- **Set task**
Below are entries. Give back exactly the lines from the one containing "What Tailwind CSS" through the one containing "questions will appear", inclusive, without the pictures.

- **Supplied information**
════════════════════
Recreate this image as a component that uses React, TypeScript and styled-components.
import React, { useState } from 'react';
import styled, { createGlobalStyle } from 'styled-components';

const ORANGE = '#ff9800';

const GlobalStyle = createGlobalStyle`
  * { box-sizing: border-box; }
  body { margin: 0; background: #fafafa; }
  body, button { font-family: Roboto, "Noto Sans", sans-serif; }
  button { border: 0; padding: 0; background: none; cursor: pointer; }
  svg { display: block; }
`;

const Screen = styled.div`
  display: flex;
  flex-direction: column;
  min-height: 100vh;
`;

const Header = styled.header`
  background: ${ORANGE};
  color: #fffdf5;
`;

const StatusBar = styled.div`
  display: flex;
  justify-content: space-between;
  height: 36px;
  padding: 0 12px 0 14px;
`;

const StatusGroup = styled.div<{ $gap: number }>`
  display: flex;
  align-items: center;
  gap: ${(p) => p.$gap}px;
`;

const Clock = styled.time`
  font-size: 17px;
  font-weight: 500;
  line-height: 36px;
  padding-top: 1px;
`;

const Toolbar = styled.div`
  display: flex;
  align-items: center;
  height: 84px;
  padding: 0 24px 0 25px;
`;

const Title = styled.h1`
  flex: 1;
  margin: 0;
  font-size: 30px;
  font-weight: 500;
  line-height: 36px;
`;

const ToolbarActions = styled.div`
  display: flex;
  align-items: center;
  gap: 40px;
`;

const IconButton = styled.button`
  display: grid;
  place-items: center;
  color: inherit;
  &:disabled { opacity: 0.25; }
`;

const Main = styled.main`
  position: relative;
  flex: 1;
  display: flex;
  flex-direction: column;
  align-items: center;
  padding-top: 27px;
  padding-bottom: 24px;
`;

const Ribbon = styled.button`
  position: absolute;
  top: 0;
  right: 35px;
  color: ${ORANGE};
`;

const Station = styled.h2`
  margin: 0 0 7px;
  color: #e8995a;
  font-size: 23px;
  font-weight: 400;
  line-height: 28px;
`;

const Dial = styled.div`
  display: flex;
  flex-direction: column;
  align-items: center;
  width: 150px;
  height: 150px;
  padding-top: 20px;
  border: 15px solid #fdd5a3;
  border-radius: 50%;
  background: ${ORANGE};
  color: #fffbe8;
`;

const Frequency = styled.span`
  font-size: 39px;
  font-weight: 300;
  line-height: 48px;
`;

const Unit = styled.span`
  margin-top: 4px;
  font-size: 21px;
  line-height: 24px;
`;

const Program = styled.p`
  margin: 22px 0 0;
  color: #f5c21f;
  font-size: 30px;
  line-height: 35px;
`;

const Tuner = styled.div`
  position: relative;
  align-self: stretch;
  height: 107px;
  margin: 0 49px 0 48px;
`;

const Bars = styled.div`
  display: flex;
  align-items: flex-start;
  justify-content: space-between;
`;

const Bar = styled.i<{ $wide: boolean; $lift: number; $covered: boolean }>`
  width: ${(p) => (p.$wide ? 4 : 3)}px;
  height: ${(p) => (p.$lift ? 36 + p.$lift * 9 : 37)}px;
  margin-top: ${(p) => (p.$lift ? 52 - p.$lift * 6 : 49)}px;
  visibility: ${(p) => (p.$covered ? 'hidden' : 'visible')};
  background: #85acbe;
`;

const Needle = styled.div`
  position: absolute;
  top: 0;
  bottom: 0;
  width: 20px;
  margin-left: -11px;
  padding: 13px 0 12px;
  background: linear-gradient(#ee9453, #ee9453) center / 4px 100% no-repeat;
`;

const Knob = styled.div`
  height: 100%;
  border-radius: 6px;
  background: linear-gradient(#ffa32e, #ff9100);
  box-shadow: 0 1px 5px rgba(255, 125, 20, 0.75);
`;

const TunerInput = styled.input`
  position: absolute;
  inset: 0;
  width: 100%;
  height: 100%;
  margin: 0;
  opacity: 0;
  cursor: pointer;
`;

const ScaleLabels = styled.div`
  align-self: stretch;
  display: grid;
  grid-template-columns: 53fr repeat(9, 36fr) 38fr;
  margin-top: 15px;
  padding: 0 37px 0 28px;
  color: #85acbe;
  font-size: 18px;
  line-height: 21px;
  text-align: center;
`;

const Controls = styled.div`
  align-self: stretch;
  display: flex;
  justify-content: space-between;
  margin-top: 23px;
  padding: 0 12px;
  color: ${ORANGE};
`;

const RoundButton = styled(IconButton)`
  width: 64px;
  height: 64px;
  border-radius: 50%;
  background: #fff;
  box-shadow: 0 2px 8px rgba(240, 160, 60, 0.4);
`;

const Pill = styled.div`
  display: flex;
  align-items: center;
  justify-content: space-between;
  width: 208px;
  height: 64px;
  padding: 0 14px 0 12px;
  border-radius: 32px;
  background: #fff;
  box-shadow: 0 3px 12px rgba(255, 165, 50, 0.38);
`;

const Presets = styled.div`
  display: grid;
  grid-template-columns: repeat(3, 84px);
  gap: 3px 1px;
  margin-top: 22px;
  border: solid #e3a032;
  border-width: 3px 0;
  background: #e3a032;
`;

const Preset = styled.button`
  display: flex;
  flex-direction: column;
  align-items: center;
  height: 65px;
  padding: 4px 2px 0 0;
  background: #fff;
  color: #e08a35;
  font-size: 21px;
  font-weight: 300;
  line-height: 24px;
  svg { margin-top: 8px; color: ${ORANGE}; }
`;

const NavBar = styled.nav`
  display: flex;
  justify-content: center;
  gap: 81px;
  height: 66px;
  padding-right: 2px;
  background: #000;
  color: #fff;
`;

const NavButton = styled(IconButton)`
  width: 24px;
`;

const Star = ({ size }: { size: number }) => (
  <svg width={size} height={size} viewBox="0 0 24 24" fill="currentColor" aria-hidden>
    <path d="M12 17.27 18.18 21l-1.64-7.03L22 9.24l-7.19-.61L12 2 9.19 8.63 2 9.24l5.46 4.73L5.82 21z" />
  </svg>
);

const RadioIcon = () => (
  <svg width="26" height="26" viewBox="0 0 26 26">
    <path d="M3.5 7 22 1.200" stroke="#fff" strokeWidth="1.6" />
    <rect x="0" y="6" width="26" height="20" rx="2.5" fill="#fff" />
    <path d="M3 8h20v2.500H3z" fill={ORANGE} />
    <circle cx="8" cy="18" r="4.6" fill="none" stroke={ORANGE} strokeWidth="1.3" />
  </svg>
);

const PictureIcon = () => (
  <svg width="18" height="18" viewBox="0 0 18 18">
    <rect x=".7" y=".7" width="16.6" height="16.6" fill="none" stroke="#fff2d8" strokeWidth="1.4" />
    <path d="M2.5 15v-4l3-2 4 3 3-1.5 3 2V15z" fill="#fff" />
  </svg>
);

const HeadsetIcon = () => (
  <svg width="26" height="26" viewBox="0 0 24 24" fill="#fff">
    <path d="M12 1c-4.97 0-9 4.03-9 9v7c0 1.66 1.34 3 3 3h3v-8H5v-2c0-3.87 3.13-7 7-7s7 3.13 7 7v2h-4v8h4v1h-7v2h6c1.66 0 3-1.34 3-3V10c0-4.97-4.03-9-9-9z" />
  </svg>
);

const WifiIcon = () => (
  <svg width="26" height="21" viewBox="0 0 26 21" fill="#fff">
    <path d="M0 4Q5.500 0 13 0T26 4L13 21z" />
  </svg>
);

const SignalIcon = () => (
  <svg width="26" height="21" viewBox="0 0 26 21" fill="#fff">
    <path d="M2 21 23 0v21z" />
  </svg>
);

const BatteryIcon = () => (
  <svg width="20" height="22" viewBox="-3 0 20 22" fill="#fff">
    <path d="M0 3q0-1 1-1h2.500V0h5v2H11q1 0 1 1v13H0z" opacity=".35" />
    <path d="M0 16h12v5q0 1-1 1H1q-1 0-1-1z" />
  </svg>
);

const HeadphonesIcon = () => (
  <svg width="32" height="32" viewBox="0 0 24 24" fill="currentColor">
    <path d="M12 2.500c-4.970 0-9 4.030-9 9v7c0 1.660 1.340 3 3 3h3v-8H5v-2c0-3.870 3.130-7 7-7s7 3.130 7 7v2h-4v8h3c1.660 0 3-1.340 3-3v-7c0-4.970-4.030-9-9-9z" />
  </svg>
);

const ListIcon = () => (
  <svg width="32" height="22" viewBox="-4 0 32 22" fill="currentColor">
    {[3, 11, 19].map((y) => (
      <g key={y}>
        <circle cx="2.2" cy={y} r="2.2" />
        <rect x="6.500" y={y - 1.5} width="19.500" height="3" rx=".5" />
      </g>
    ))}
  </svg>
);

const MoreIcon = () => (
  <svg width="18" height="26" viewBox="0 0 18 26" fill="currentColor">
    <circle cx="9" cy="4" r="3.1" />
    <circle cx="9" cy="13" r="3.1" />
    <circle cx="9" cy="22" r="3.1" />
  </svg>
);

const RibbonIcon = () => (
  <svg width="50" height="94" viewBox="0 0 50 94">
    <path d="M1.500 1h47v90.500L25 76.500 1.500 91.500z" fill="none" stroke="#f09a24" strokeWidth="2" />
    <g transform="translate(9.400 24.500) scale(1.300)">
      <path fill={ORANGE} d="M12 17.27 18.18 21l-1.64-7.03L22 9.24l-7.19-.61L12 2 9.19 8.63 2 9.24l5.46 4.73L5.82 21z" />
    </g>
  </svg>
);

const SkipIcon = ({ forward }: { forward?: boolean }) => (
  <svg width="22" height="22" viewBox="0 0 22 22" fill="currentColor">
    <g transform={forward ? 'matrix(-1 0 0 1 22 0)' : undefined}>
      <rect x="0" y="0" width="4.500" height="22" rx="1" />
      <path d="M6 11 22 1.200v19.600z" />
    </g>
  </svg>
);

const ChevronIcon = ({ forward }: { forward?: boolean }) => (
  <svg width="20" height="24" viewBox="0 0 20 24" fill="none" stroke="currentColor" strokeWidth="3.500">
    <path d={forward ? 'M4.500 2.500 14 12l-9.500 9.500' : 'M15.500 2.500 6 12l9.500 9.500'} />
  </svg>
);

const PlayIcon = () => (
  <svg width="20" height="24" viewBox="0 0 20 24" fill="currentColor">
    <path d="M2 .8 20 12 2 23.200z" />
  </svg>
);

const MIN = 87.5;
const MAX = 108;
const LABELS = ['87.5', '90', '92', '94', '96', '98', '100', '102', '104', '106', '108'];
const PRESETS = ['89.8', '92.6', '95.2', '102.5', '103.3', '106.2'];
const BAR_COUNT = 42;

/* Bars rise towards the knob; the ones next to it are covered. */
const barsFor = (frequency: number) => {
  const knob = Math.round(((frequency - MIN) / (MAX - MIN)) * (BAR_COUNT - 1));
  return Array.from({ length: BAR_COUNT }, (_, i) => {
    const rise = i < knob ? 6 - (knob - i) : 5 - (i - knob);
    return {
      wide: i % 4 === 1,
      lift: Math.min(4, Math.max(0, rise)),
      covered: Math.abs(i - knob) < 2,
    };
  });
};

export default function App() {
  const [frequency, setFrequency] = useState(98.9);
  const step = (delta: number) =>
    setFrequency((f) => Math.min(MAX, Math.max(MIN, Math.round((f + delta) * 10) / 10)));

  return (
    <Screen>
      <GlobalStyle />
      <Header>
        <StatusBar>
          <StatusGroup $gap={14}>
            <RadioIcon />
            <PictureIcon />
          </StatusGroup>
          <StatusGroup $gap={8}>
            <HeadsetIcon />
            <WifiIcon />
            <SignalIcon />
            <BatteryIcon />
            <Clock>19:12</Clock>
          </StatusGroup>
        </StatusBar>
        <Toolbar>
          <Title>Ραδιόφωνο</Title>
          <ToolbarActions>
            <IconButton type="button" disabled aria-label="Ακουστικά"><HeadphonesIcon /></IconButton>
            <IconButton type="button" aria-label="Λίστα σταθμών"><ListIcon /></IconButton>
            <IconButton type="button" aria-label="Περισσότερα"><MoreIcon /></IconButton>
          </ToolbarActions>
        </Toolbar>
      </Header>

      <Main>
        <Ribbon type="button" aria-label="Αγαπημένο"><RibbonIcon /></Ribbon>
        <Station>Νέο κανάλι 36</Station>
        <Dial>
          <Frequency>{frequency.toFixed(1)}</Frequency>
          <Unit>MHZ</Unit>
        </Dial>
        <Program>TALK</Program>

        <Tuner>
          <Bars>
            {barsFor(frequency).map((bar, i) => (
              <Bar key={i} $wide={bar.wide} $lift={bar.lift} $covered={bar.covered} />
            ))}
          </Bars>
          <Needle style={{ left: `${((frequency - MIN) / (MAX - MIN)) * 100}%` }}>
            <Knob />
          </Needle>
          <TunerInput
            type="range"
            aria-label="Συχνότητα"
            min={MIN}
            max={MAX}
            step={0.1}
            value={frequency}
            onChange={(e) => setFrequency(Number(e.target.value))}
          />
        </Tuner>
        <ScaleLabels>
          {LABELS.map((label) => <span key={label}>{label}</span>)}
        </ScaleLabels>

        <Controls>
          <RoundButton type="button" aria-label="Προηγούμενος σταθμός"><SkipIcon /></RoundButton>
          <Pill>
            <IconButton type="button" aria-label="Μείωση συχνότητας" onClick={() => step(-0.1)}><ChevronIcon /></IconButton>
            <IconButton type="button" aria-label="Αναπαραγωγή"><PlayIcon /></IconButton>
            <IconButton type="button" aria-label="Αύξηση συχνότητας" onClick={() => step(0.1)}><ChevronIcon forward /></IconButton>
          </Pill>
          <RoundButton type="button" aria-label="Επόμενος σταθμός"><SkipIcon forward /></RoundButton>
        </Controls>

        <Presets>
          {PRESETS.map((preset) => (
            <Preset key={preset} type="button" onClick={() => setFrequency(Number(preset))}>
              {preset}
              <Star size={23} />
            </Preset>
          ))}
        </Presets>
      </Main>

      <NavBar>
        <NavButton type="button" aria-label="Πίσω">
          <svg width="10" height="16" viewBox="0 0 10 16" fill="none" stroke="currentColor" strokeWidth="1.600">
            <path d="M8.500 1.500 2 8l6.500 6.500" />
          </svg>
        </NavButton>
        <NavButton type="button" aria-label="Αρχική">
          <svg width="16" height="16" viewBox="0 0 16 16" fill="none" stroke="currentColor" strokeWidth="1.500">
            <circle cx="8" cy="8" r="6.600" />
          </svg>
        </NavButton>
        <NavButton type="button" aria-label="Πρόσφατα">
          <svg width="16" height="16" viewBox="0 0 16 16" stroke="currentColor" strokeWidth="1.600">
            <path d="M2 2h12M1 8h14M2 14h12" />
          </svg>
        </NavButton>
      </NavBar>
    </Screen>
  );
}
════════════════════
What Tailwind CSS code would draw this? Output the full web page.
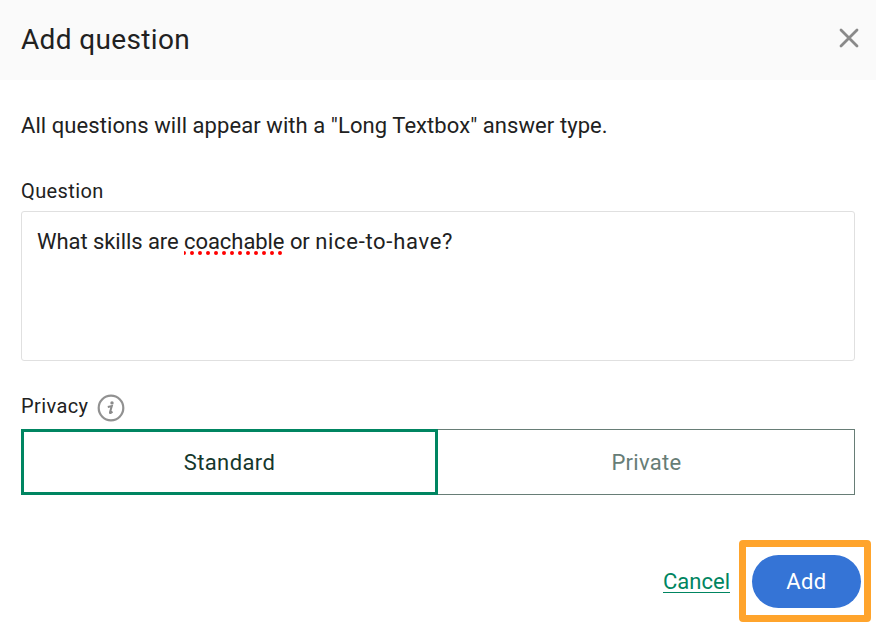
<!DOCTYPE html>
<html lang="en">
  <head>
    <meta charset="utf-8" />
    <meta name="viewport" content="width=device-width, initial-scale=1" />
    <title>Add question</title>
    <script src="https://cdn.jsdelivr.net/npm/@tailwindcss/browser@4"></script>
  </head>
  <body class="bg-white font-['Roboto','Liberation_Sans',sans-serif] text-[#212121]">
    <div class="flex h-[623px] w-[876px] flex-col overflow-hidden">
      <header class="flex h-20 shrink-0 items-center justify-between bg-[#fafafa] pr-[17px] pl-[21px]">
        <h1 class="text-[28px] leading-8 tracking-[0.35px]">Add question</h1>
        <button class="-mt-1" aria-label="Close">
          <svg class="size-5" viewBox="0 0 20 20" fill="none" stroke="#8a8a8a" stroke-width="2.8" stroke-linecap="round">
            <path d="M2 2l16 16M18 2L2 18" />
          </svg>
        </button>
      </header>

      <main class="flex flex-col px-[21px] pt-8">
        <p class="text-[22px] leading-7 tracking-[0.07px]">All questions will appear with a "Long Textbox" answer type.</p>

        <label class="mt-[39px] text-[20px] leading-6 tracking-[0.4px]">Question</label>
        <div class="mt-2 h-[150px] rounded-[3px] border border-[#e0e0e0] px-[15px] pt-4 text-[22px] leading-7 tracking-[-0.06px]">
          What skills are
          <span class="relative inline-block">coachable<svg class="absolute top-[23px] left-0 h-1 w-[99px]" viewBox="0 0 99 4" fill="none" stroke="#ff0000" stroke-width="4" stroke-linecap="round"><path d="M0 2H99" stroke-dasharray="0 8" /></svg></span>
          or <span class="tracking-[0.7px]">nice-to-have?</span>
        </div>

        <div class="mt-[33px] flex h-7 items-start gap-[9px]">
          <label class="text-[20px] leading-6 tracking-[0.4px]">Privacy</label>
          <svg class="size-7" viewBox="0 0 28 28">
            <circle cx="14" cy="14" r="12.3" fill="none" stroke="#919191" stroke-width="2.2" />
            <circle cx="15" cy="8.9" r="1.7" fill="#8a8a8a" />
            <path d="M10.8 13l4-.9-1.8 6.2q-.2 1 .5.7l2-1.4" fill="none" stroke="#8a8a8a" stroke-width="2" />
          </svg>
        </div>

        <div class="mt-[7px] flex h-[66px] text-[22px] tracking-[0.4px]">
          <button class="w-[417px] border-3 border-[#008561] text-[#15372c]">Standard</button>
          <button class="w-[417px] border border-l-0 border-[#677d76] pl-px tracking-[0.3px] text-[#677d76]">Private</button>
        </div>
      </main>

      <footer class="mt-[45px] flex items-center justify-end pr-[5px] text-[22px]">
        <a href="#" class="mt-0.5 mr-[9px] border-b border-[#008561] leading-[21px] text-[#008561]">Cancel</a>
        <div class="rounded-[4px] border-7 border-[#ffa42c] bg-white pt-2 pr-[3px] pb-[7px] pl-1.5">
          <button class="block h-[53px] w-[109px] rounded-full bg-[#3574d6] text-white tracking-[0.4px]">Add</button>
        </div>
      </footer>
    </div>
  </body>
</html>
════════════════════
- **Exercise output**
What Tailwind CSS code would draw this? Output the full web page.
<!DOCTYPE html>
<html lang="en">
  <head>
    <meta charset="utf-8" />
    <meta name="viewport" content="width=device-width, initial-scale=1" />
    <title>Add question</title>
    <script src="https://cdn.jsdelivr.net/npm/@tailwindcss/browser@4"></script>
  </head>
  <body class="bg-white font-['Roboto','Liberation_Sans',sans-serif] text-[#212121]">
    <div class="flex h-[623px] w-[876px] flex-col overflow-hidden">
      <header class="flex h-20 shrink-0 items-center justify-between bg-[#fafafa] pr-[17px] pl-[21px]">
        <h1 class="text-[28px] leading-8 tracking-[0.35px]">Add question</h1>
        <button class="-mt-1" aria-label="Close">
          <svg class="size-5" viewBox="0 0 20 20" fill="none" stroke="#8a8a8a" stroke-width="2.8" stroke-linecap="round">
            <path d="M2 2l16 16M18 2L2 18" />
          </svg>
        </button>
      </header>

      <main class="flex flex-col px-[21px] pt-8">
        <p class="text-[22px] leading-7 tracking-[0.07px]">All questions will appear with a "Long Textbox" answer type.</p>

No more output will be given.